In these general formulas we can see the differences that exist in regards to the factor that initiates the process – in a capitalist firm it is finance, in a workers enterprise, labor – the organizing category (capital and Labor, respectively), and the result of the process, which in the first case presents itself as profit on capital and in the second as Labor profit.5 On the other hand, the terms that define the intermediary and transitory moments of the process appear to be the same, that is, the commodity and the net monetary gain. Nonetheless, there is an essential theoretical difference with respect to those things that are called in both cases “commodity” and “net gain.” Let us examine the composition of these concepts.

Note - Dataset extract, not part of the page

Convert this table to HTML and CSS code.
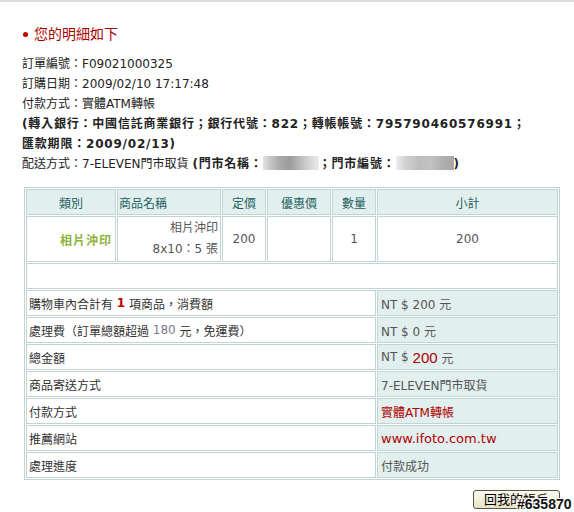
FILE: index.html
```html
<!DOCTYPE html>
<html lang="zh-Hant">
<head>
<meta charset="utf-8">
<title>您的明細如下</title>
<link rel="stylesheet" href="styles.css">
</head>
<body>
<div class="page">
  <h2 class="title"><span class="dot"></span>您的明細如下</h2>
  <div class="info">
    <p>訂單編號：F09021000325</p>
    <p>訂購日期：2009/02/10 17:17:48</p>
    <p>付款方式：實體ATM轉帳</p>
    <p class="b">(轉入銀行：中國信託商業銀行；銀行代號：822；轉帳帳號：795790460576991；<br>匯款期限：2009/02/13)</p>
    <p>配送方式：7-ELEVEN門市取貨 <span class="b">(門市名稱：<span class="blur blur-a"></span>；門市編號：<span class="blur blur-b"></span>)</span></p>
  </div>

  <div class="order">
    <div class="cell head">類別</div>
    <div class="cell head head-left">商品名稱</div>
    <div class="cell head">定價</div>
    <div class="cell head">優惠價</div>
    <div class="cell head">數量</div>
    <div class="cell head">小計</div>

    <div class="cell cat">相片沖印</div>
    <div class="cell name"><span>相片沖印</span><span>8x10：5 張</span></div>
    <div class="cell num">200</div>
    <div class="cell num"></div>
    <div class="cell num">1</div>
    <div class="cell num">200</div>

    <div class="cell blank"></div>

    <div class="cell label">購物車內合計有&nbsp;<span class="red-b">1</span>&nbsp;項商品，消費額</div>
    <div class="cell val">NT $ 200 元</div>

    <div class="cell label">處理費（訂單總額超過&nbsp;<span class="muted">180</span>&nbsp;元，免運費）</div>
    <div class="cell val">NT $ 0 元</div>

    <div class="cell label">總金額</div>
    <div class="cell val">NT $&nbsp;<span class="big-red">200</span>&nbsp;元</div>

    <div class="cell label">商品寄送方式</div>
    <div class="cell val">7-ELEVEN門市取貨</div>

    <div class="cell label">付款方式</div>
    <div class="cell val red">實體ATM轉帳</div>

    <div class="cell label">推薦網站</div>
    <div class="cell val red site">www.ifoto.com.tw</div>

    <div class="cell label">處理進度</div>
    <div class="cell val">付款成功</div>
  </div>

  <div class="actions"><button class="btn" type="button">回我的帳戶</button></div>
</div>
<div class="watermark">#635870</div>
</body>
</html>
```

FILE: styles.css
```css
html, body {
  margin: 0;
  padding: 0;
}

body {
  font-family: "DejaVu Sans", "Noto Sans CJK TC", sans-serif;
  font-size: 12px;
  color: #222;
  background: #fff;
  border-top: 2px solid #dcdcdc;
  position: relative;
  overflow: hidden;
}

.page {
  padding: 22px 0 0 22px;
  width: 540px;
}

.title {
  margin: 0;
  font-size: 14px;
  font-weight: normal;
  line-height: 20px;
  color: #a80000;
  display: flex;
  align-items: center;
  gap: 6px;
}

.dot {
  display: block;
  width: 5px;
  height: 5px;
  margin-left: 1px;
  border-radius: 50%;
  background: #c40000;
}

.info {
  margin-top: 10px;
}

.info p {
  margin: 0;
  line-height: 20px;
  white-space: nowrap;
}

.b {
  font-weight: bold;
  letter-spacing: 0.8px;
}

.blur {
  display: inline-block;
  height: 14px;
  vertical-align: -2px;
  letter-spacing: 0;
}

.blur-a {
  width: 56px;
  background: linear-gradient(90deg, #e4e4e4 0, #c8c8c8 12%, #a9a9a9 30%, #9c9c9c 48%, #b9b9b9 65%, #d4d4d4 82%, #ececec 100%);
}

.blur-b {
  width: 58px;
  background: linear-gradient(90deg, #eeeeee 0, #d2d2d2 15%, #bdbdbd 40%, #c2c2c2 60%, #b0aeb0 80%, #a9a5a7 100%);
}

.order {
  margin: 13px 0 0 2px;
  width: 536px;
  box-sizing: border-box;
  border: 1px solid #c2d3d3;
  padding: 1px;
  display: grid;
  grid-template-columns: 90px 104px 44px 64px 44px 181px;
  grid-template-rows: 26px 46px 26px repeat(7, 26px);
  gap: 1px;
}

.cell {
  box-sizing: border-box;
  border: 1px solid #c2d3d3;
  background: #fff;
  display: flex;
  align-items: center;
  color: #555;
  white-space: nowrap;
  overflow: hidden;
}

.head {
  background: #e2efef;
  color: #1d5f5f;
  justify-content: center;
}

.head-left {
  justify-content: flex-start;
  padding-left: 1px;
}

.cat {
  justify-content: flex-end;
  padding-right: 3px;
  color: #8cb43a;
  font-weight: bold;
  letter-spacing: 1px;
}

.name {
  flex-direction: column;
  align-items: flex-end;
  justify-content: center;
  padding-right: 2px;
  line-height: 21px;
}

.num {
  justify-content: center;
}

.blank {
  grid-column: 1 / -1;
}

.label {
  grid-column: 1 / 6;
  padding-left: 2px;
  color: #333;
}

.val {
  background: #e2efef;
  padding-left: 3px;
}

.red {
  color: #b00000;
}

.site {
  font-size: 13px;
}

.red-b {
  color: #c00000;
  font-weight: bold;
}

.muted {
  color: #7a7a8a;
}

.big-red {
  color: #b00000;
  font-family: "Liberation Sans", sans-serif;
  font-size: 15px;
}

.actions {
  margin: 10px 0 0 2px;
  width: 536px;
  display: flex;
  justify-content: flex-end;
}

.btn {
  width: 87px;
  height: 19px;
  padding: 0;
  box-sizing: border-box;
  border: 1px solid #56563a;
  border-radius: 3px;
  background: linear-gradient(#fcfbf2, #e7e2c8);
  color: #000;
  font-family: "DejaVu Sans", "Noto Sans CJK TC", sans-serif;
  font-size: 13px;
  line-height: 17px;
}

.watermark {
  position: absolute;
  left: 517px;
  top: 495px;
  font-family: "Liberation Sans", sans-serif;
  font-weight: bold;
  font-size: 14px;
  line-height: 14px;
  color: #111;
  text-shadow: 1px 0 0 #fff, -1px 0 0 #fff, 0 1px 0 #fff, 0 -1px 0 #fff, 1px 1px 0 #fff, -1px -1px 0 #fff, 1px -1px 0 #fff, -1px 1px 0 #fff;
}
```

2. In capitalist production, capital comes into existence as an investment of money, and, more broadly, as financing, and can take the form of as many elements as are incorporated into the enterprise through its investment. In other words, capital is the product of the transmutation of the finance factor into the ensemble of factors in which it has been invested, including the remnant of money not used to produce other factors which remains in the form of finance. Capital is identified, here, with the ensemble of the factors belonging to the enterprise.6

Empirically speaking, in cooperative production Labor is made up of the same elements as in capitalist production, that is, by those factors that have been incorporated into the enterprise through the “investment” of labor power, that is, in the process of transformation of the factor labor power into the category Labor. It is Labor that is identified with the ensemble of factors belonging to the enterprise.

It is not difficult to understand how the finance factor converts itself into capital, because we see it every day and it responds to the predominant rationality of our economies: the possessor of money comes to the market and meets others who possess means of production, technologies, labor power, administrative capacity, etc., all presented in the form of commodities for sale at specific prices. By converting portions of this money into ownership or use of these factors, the owner is subsuming them under the form of capital. In this process, money (the finance factor) is transformed into the category of capital, which presides over the business.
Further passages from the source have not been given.